Looking for something?
Sometimes customers come into the 4 Sisters Antiques & Etc., mill around the front room for a few minutes examining old china and rustic furniture, then turn to leave.
That’s when co-owner Judy Persnic, 62, lets them know “there’s more in the back.”
Lots more — another 22,000 square feet of space to peruse.
Since the antiques mall opened in a former machine shop on Plank Road north of Zachary last year, it has exploded from the room in front to more than 60 dealers filling the cavernous warehouse.
“We have been making it up as we go, shooting from the hip,” said co-owner Mary Rovena, 73, smiling at their success. “If we could figure out what we were doing right, we’d keep doing it.”
Sisters Persnic and Rovena opened the mall in March 2013 with another set of sisters, Michelle Barton and Stephanie Bardeau. All veterans of the antiques mall business, the women knew one another through another, smaller antiques mall that Persnic and her husband, Allen, once ran a mile down Plank Road. A partner in the beginning, Bardeau works full time and is not active at the mall.
The Persnics ran the other antiques mall for 10 years until Allen Persnic, 59, retired in 2012 from the Baton Rouge Police Department. They planned to take it easy and travel. That lasted about a month.
The couple took one big trip and came home looking for something to do.
“Coming off 32 years with the police department and that adrenaline every day, what do you do?” Allen Persnic said.
All the owners are antiques junkies. They all collected for decades, driving to flea markets and junk stores across the country, before they ever sold an item.
“I’ve always been a junker,” Rovena said, “and I hated to throw things away.”
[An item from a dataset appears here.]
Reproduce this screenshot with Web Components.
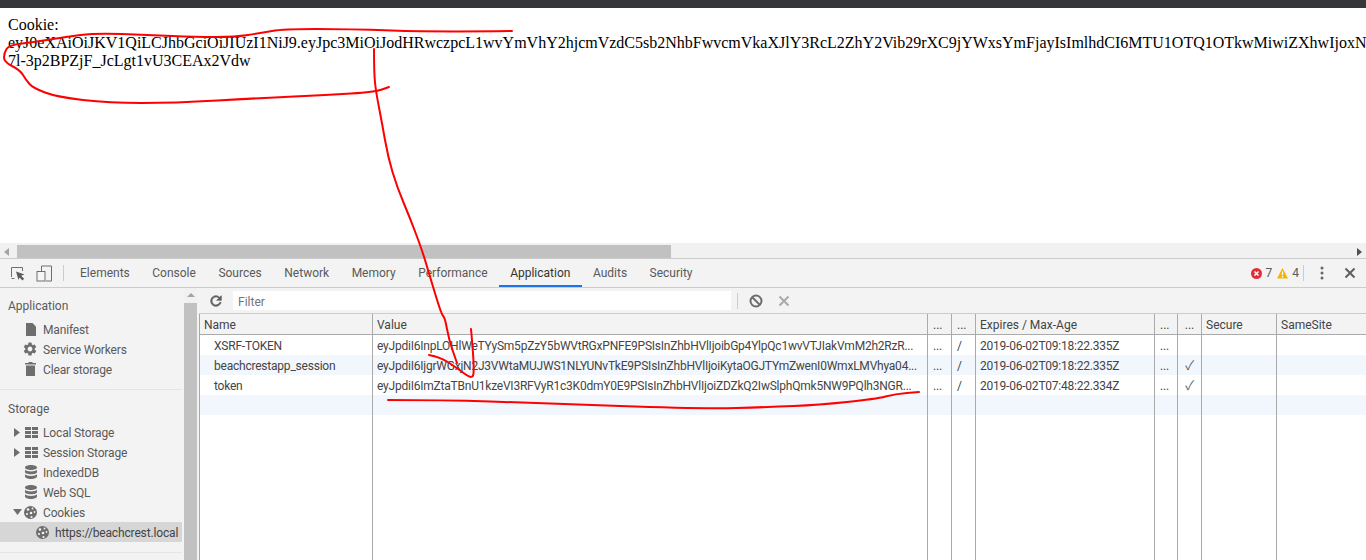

An industrial warehouse surrounded by chain link fence might not seem like the ideal spot for an antique hotspot.
When they leased the building, the handy Allen Persnic worked hard building dividing walls, wiring lights and cleaning the old machine shop.
“We scrubbed and washed floors for weeks,” he said.
With more than 60 dealers renting space in the mall, their wares are an eclectic mix that appeals to various kinds of shoppers.
Booths display rustic, farmhouse-style furniture, popular painted chairs and tables, old tools and worn advertising signs.
“All of their stuff is really quality,” said Essie Cockrell, a 65-year-old part-time school nurse who comes by regularly enough to know which vendors have updated their booths in the past week. “The antiques are really unique and the vendors bring great things.”
Plus, she said, the mall is a fun hangout.
“They always have food out,” she said. “They know my name.”
Near the front, by the counter, a plate of cookies usually waits next to a complimentary pot of coffee.
“We’re not a really stiff place,” Judy Persnic said. “People bring their puppies in, some have their own coffee cups.”
They don’t aim to deal in high-end, rare antiques, she said.
“You go in some places and you’re afraid to breathe,” she said.
The booth of Millie McVey, a 70-year-old part-time nurse from Central, is 150 square feet of authentic country pieces and Americana evocative of the early 20th century.
“This is fun,” McVey said while rearranging items in her booth. “This is like mental therapy.”
Her booth has paid for itself, she said. She never has to work at the antique mall. She just sets it up and the sisters at the front take care of collecting payments.
“This is my heart right here,” she said of her part-time work trading in antiques.
While business is good, the Persnics said nobody is getting rich off the antiques mall business. But, since they can’t quit their antiques habit, they might as well spend their time with kindred spirits.
“It’s the thrill of the hunt,” Judy Persnic said, “going out and finding things.”